Quality/Cost Management and Quality Cost Development

Many companies do not have the capabilities to provide data necessary for evaluating quality. However, there has been a recent increase in the focus on quality management. This recent emphasis on quality is though to be a result of the increase in the quality of products that are being produced by foreign competitors.

Throughout the past four decades quality cost concepts have developed in a variety of areas. Development initially occurred in the area of industrial engineering. Then the federal government influenced quality cost development when it began to evaluate the quality costs control measures in its regulations. Companies were eventually required to provide information regarding prevention costs and costs related to nonconformance. The third area where quality cost concepts developed was that of accounting literature, which provided an arena for discussions. Examples of some of the issues discussed in the accounting literature include the accountant's role in quality cost measurement, new guidelines for quality cost reporting and the various levels of expenditures in organizations.

Quality Cost Concepts

As defined in the article, quality costs are cost incurred because poor quality can exist or because poor quality does exist. These costs are incurred in order to ensure that quality standards are met or because quality standards have not been met. Quality costs can be divided into three groups: prevention, appraisal, and failure.

Prevention costs are costs incurred because poor quality can exist. These expenditures are incurred to prevent defective units or poor quality units from being produced.

Appraisal costs are also costs that are incurred because poor quality can exist. These costs are associated with expenditures that identify nonconforming units before the are delivered to customers.

Failure costs are costs incurred because poor quality products do exist. Douglas Montgomery states that the amount of dollars spent on prevention and appraisal activities will reduce the costs associated with failures.

There are problems associated with trying to make a quality cost system operational. First, it is often difficult to estimate the failure costs. Second, the idea that many of the failure costs are driven by defective rates makes it hard to evaluate the quality costs. Third, it is erroneous to assume that all units that fall within a range of a target value will be equally desirable. This causes a problem because of the hidden costs that create the variability in relation to the targeted specifications.

Estimating Hidden Costs

One method used to estimate hidden costs is the "multiplier effect". This method estimates the hidden cost by multiplying the known quality costs by a constant. Another method uses market research to estimate hidden costs. Firms using this method study changes in their market share and customer base to see how poor quality is reflected in their business. A third method used to estimate hidden quality cost is the "Taguchi Quality Loss Function," which measures the loss to society due to poor quality products.
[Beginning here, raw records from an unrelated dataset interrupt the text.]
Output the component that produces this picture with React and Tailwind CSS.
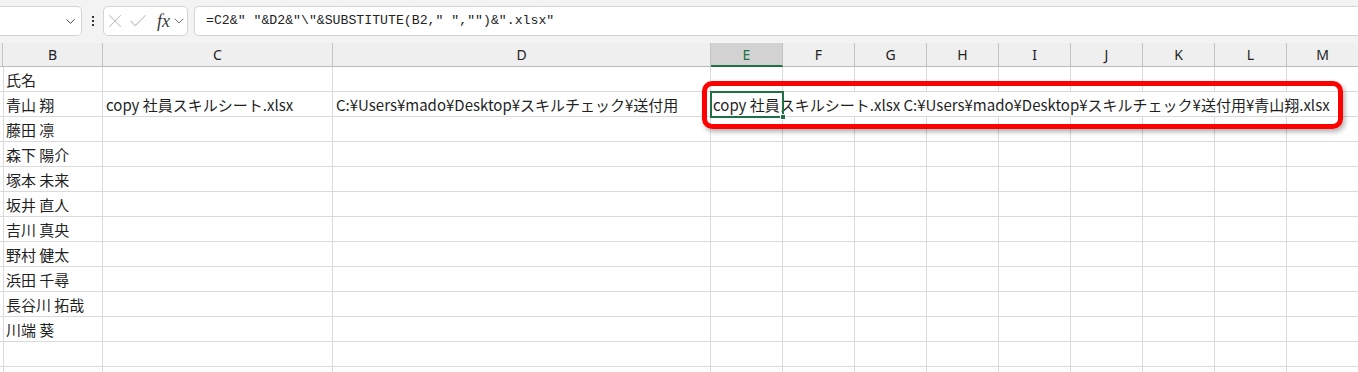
import { Check, ChevronDown, X } from "lucide-react";

const grid = "grid grid-cols-[3px_100px_230px_378px_repeat(9,72px)]";

const names = [
  "藤田 凛",
  "森下 陽介",
  "塚本 未来",
  "坂井 直人",
  "吉川 真央",
  "野村 健太",
  "浜田 千尋",
  "長谷川 拓哉",
  "川端 葵",
  "",
  "",
];

const letters = ["B", "C", "D", "E", "F", "G", "H", "I", "J", "K", "L", "M"];

function Cell({ children, className = "" }) {
  return (
    <div className={`border-r border-[#dadada] pl-[3px] pt-[1px] leading-[24px] whitespace-nowrap overflow-hidden ${className}`}>
      {children}
    </div>
  );
}

function Row({ first }) {
  return (
    <div className={`${grid} h-[25px] border-b border-[#dadada]`}>
      <Cell />
      <Cell>{first}</Cell>
      <Cell />
      <Cell />
      {letters.slice(3).map((l) => (
        <Cell key={l} />
      ))}
    </div>
  );
}

export default function App() {
  return (
    <div className="w-[1358px] h-[372px] overflow-hidden bg-white relative text-[#1f1f1f] font-['Noto_Sans_CJK_JP','Noto_Sans',sans-serif]">
      {/* formula bar */}
      <div className="h-[43px] bg-[#f3f3f3] flex items-start pt-[6px]">
        <div className="w-[82px] h-[30px] bg-white border border-l-0 border-[#d4d4d4] rounded-r-[5px] flex items-center justify-end pr-[3px]">
          <ChevronDown size={15} strokeWidth={1.6} className="text-[#444]" />
        </div>
        <div className="w-[21px] h-[30px] flex flex-col items-center justify-center gap-[2px]">
          <div className="w-[2px] h-[2px] bg-[#333]" />
          <div className="w-[2px] h-[2px] bg-[#333]" />
          <div className="w-[2px] h-[2px] bg-[#333]" />
        </div>
        <div className="w-[85px] h-[30px] bg-white border border-[#d4d4d4] rounded-[5px] flex items-center">
          <X size={22} strokeWidth={1.1} className="text-[#bdbdbd]" />
          <Check size={22} strokeWidth={1.1} className="ml-[1px] text-[#bdbdbd]" />
          <span className="ml-[8px] text-[18px] italic text-[#3a3a3a] font-['Liberation_Serif',serif] leading-none">fx</span>
          <ChevronDown size={16} strokeWidth={1.4} className="ml-[1px] text-[#666]" />
        </div>
        <div className="ml-[6px] flex-1 h-[30px] bg-white border border-r-0 border-[#d4d4d4] rounded-l-[5px] flex items-center pl-[11px] text-[13.2px] text-[#222] font-['Liberation_Mono',monospace] whitespace-pre">
          {'=C2&" "&D2&"\\"&SUBSTITUTE(B2," ","")&".xlsx"'}
        </div>
      </div>

      {/* column headers */}
      <div className={`${grid} h-[24px] bg-[#efefef] border-b border-[#bababa] text-[14px] font-['Noto_Sans',sans-serif] text-[#222]`}>
        <div className="border-r border-[#c4c4c4]" />
        {letters.map((l) =>
          l === "E" ? (
            <div key={l} className="bg-[#d2d2d2] border-r border-[#c4c4c4] border-b-2 border-b-[#1e7145] -mb-[1px] flex items-center justify-center text-[#1e7145]">
              {l}
            </div>
          ) : (
            <div key={l} className="border-r border-[#c4c4c4] flex items-center justify-center">
              {l}
            </div>
          )
        )}
      </div>

      {/* rows */}
      <div className="text-[15px]">
        <Row first="氏名" />
        <div className={`${grid} h-[25px] border-b border-[#dadada]`}>
          <Cell />
          <Cell>青山 翔</Cell>
          <Cell>copy 社員スキルシート.xlsx</Cell>
          <Cell>C:¥Users¥mado¥Desktop¥スキルチェック¥送付用</Cell>
          <div className="col-span-9 relative pl-[2px] pt-[1px] leading-[24px] whitespace-nowrap">
            copy 社員スキルシート.xlsx C:¥Users¥mado¥Desktop¥スキルチェック¥送付用¥青山翔.xlsx
            <div className="absolute -left-[1px] -top-[1px] w-[74px] h-[27px] border-2 border-[#1e7145]" />
            <div className="absolute left-[69px] top-[22px] w-[6px] h-[6px] bg-[#1e7145] border border-white" />
          </div>
        </div>
        {names.map((n, i) => (
          <Row key={i} first={n} />
        ))}
      </div>

      {/* annotation */}
      <div className="absolute left-[702px] top-[81px] w-[641px] h-[48px] border-[5px] border-[#ff0000] rounded-[10px] shadow-[2px_3px_5px_rgba(0,0,0,0.3)]" />
    </div>
  );
}
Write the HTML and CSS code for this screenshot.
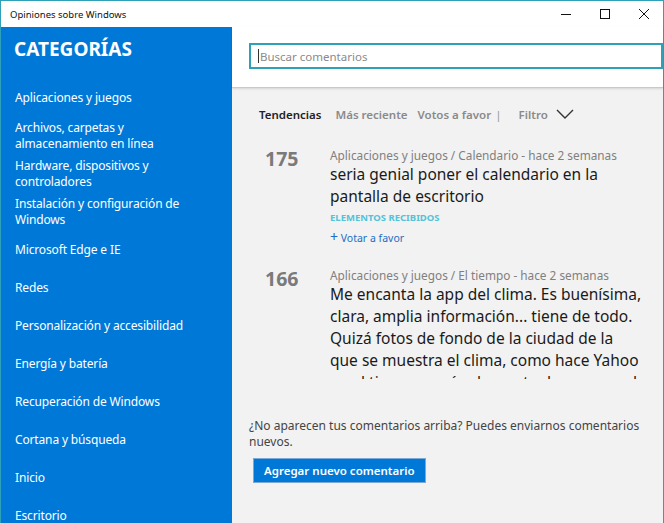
FILE: index.html
```html
<!DOCTYPE html>
<html lang="es">
<head>
  <meta charset="UTF-8">
  <title>Opiniones sobre Windows</title>
  <link rel="stylesheet" href="styles.css">
</head>
<body>
  <div class="window">
    <div class="titlebar">
      <span class="title">Opiniones sobre Windows</span>
      <div class="controls">
        <span class="ctl ctl-min"><svg width="10" height="10" viewBox="0 0 10 10"><path d="M0 5.5h10" stroke="#111" stroke-width="1"/></svg></span>
        <span class="ctl ctl-max"><svg width="10" height="10" viewBox="0 0 10 10"><rect x="0.5" y="0.5" width="9" height="9" fill="none" stroke="#111" stroke-width="1"/></svg></span>
        <span class="ctl ctl-close"><svg width="10" height="10" viewBox="0 0 10 10"><path d="M0 0L10 10M10 0L0 10" stroke="#111" stroke-width="1"/></svg></span>
      </div>
    </div>

    <div class="main">
      <div class="sidebar">
        <h1>CATEGORÍAS</h1>
        <ul class="cats">
          <li>Aplicaciones y juegos</li>
          <li>Archivos, carpetas y almacenamiento en línea</li>
          <li>Hardware, dispositivos y controladores</li>
          <li>Instalación y configuración de Windows</li>
          <li>Microsoft Edge e IE</li>
          <li>Redes</li>
          <li>Personalización y accesibilidad</li>
          <li>Energía y batería</li>
          <li>Recuperación de Windows</li>
          <li>Cortana y búsqueda</li>
          <li>Inicio</li>
          <li>Escritorio</li>
        </ul>
      </div>

      <div class="content">
        <div class="search-area">
          <div class="search-box"><span class="caret"></span>Buscar comentarios</div>
        </div>

        <div class="tabs">
          <span class="tab active">Tendencias</span>
          <span class="tab">Más reciente</span>
          <span class="tab">Votos a favor</span>
          <span class="sep">|</span>
          <span class="tab filter">Filtro</span>
          <svg class="chevron" width="18" height="10" viewBox="0 0 18 10"><path d="M1 1l8 8 8-8" fill="none" stroke="#333" stroke-width="1.4"/></svg>
        </div>

        <div class="feed">
          <div class="post">
            <div class="votes">175</div>
            <div class="post-body">
              <div class="meta">Aplicaciones y juegos / Calendario - hace 2 semanas</div>
              <div class="post-title">seria genial poner el calendario en la pantalla de escritorio</div>
              <div class="tag">ELEMENTOS RECIBIDOS</div>
              <div class="upvote"><span class="plus">+</span> Votar a favor</div>
            </div>
          </div>
          <div class="post">
            <div class="votes">166</div>
            <div class="post-body">
              <div class="meta">Aplicaciones y juegos / El tiempo - hace 2 semanas</div>
              <div class="post-title">Me encanta la app del clima. Es buenísima,<br>clara, amplia información... tiene de todo.<br>Quizá fotos de fondo de la ciudad de la<br>que se muestra el clima, como hace Yahoo<br>en el tiempo, sería el remate de una app de 200%</div>
            </div>
          </div>
        </div>

        <div class="footer">
          <p>¿No aparecen tus comentarios arriba? Puedes enviarnos comentarios nuevos.</p>
          <button class="add-btn">Agregar nuevo comentario</button>
        </div>
      </div>
    </div>
  </div>
</body>
</html>
```

FILE: styles.css
```css
body {
  margin: 0;
  width: 664px;
  height: 523px;
  overflow: hidden;
  font-family: 'Noto Sans', 'Open Sans', sans-serif;
  background-color: #fff;
}
.window {
  width: 664px;
  height: 523px;
  box-sizing: border-box;
  border: 1px solid #2ea1b9;
  border-bottom: none;
  display: flex;
  flex-direction: column;
}
.titlebar {
  height: 26px;
  display: flex;
  align-items: center;
  justify-content: space-between;
  background-color: #fff;
}
.title {
  font-size: 9.5px;
  color: #111;
  padding-left: 9px;
}
.controls {
  display: flex;
  align-items: center;
}
.ctl {
  display: flex;
  justify-content: center;
  width: 39px;
}
.main {
  flex: 1;
  display: flex;
  min-height: 0;
}
.sidebar {
  width: 231px;
  background-color: #0078d7;
  color: #fff;
}
h1 {
  font-size: 19px;
  font-weight: bold;
  margin: 0;
  padding: 10px 0 0 13px;
  height: 42px;
  line-height: 24px;
}
.cats {
  list-style: none;
  margin: 0;
  padding: 0;
}
.cats li {
  height: 38px;
  display: flex;
  align-items: center;
  padding: 0 30px 0 14px;
  font-size: 12px;
  letter-spacing: -0.15px;
  line-height: 16px;
}
.content {
  flex: 1;
  background-color: #f2f2f2;
  display: flex;
  flex-direction: column;
  min-width: 0;
}
.search-area {
  height: 61px;
  background-color: #fff;
  border-bottom: 1px solid #c9c9c9;
  box-shadow: 0 1px 2px rgba(0,0,0,0.12);
  padding: 16px 0 0 17px;
  box-sizing: border-box;
}
.search-box {
  height: 26px;
  box-sizing: border-box;
  border: 2px solid #2ea1b9;
  display: flex;
  align-items: center;
  padding-left: 7px;
  font-size: 11.5px;
  color: #8a8a8a;
}
.caret {
  width: 1px;
  height: 14px;
  background-color: #333;
  margin-right: 1px;
}
.tabs {
  display: flex;
  align-items: center;
  padding: 17px 0 0 27px;
  height: 18px;
  font-size: 11.5px;
  margin-bottom: 18px;
}
.tab {
  color: #8a8a8a;
  font-weight: 600;
  margin-right: 10px;
}
.tab.active {
  color: #222;
  margin-right: 14px;
}
.sep {
  color: #999;
  margin: 0 17px 0 -6px;
}
.tab.filter {
  margin-right: 8px;
}
.feed {
  height: 238px;
  margin-bottom: 2px;
  overflow: hidden;
}
.post {
  display: flex;
  padding-top: 6px;
  margin-bottom: 16px;
}
.votes {
  width: 65px;
  padding-left: 33px;
  box-sizing: content-box;
  font-size: 19.5px;
  font-weight: bold;
  color: #7a7a7a;
  line-height: 20px;
  padding-top: 2px;
  flex-shrink: 0;
}
.post-body {
  flex: 1;
  padding-right: 16px;
  min-width: 0;
}
.meta {
  font-size: 11.8px;
  color: #808080;
  line-height: 16px;
}
.post-title {
  font-size: 15.5px;
  line-height: 22px;
  color: #1a1a1a;
}
.tag {
  font-size: 9.5px;
  font-weight: bold;
  color: #52c3d9;
  margin-top: 3px;
  line-height: 16px;
}
.upvote {
  font-size: 10.5px;
  color: #1a6fc4;
  margin-top: 4px;
  line-height: 14px;
}
.plus {
  font-size: 14px;
}
.footer {
  padding: 37px 8px 0 17px;
}
.footer p {
  margin: 0 0 8px;
  font-size: 12px;
  line-height: 16px;
  color: #444;
}
.add-btn {
  margin-left: 4px;
  background-color: #0078d7;
  color: #fff;
  border: 1px solid #7aa9d6;
  font-family: inherit;
  font-size: 11.5px;
  font-weight: 600;
  padding: 0 10px;
  height: 25px;
}
```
Taguchi Quality Loss Function

The TQLF, unlike the traditional method, estimates the loss that occurs from producing products that vary from the target value. It is thought that anytime there is a variation from the target value there are hidden quality costs, regardless of whether or not the measurements fall within the acceptable range.

The TQLF model suggests that costs increase quadratically as actual product characteristics vary from the target value. In other words the loss is quadrupled each time the deviation form the target value doubles.

Examples

One example of variability, which causes an increase in costs, deals with the production of paperboard. In this example, the costs of production increase as the paperboard product deviates from the specified dimensions. If the paperboard is too thick, then costs are increased because the product has extra pulp, which takes more time to manufacture, is more costly to transport, and causes more wear and tear on the machines.
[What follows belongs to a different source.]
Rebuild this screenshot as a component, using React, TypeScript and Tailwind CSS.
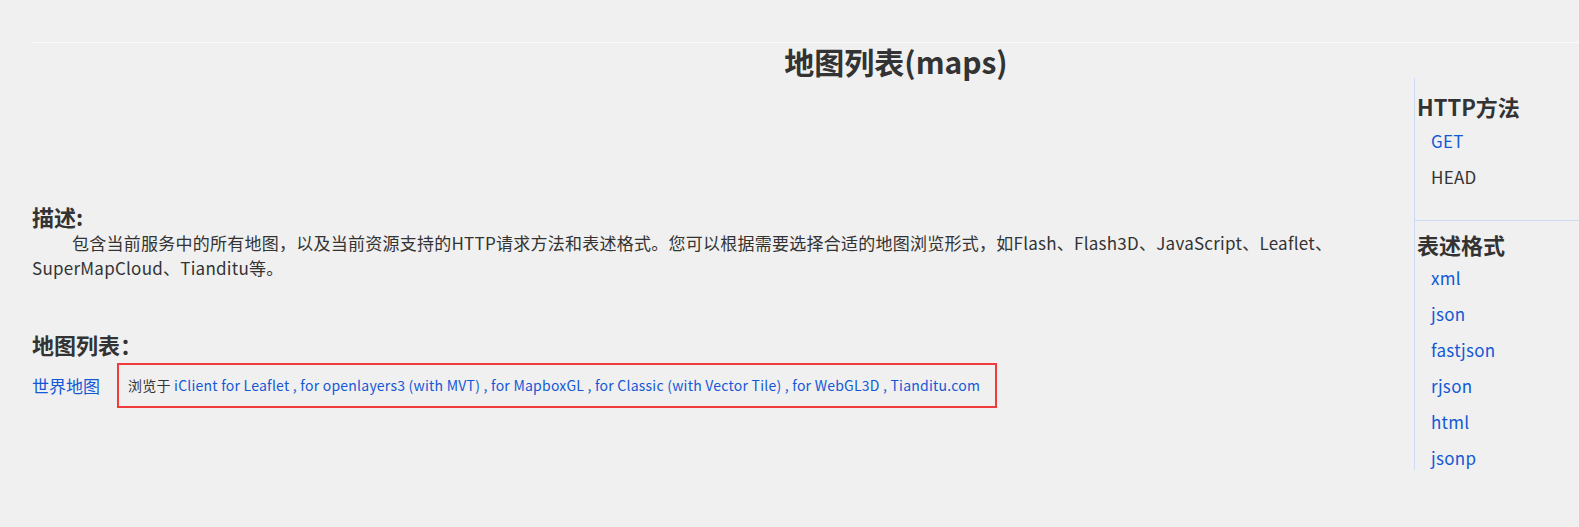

Another example involves the production of cassette tapes. Additional costs are created from wasted materials that are applied in excess. Also variation in the thickness of the material will affect the quality of the sound, which could result in customer dissatisfaction. The thickness could also cause cost to rise due to problems involving the housing of the thick film.

Uses of TQLF Estimates

The estimates derived using TQLF help managers improve operations and lower costs. They can measure actual performance and progress towards quality goals can be evaluated. By reducing variability, managers will be able to reduce costs and thereby increase cash savings. The reduction in variability and costs will be seen in the improvement of profits and quality.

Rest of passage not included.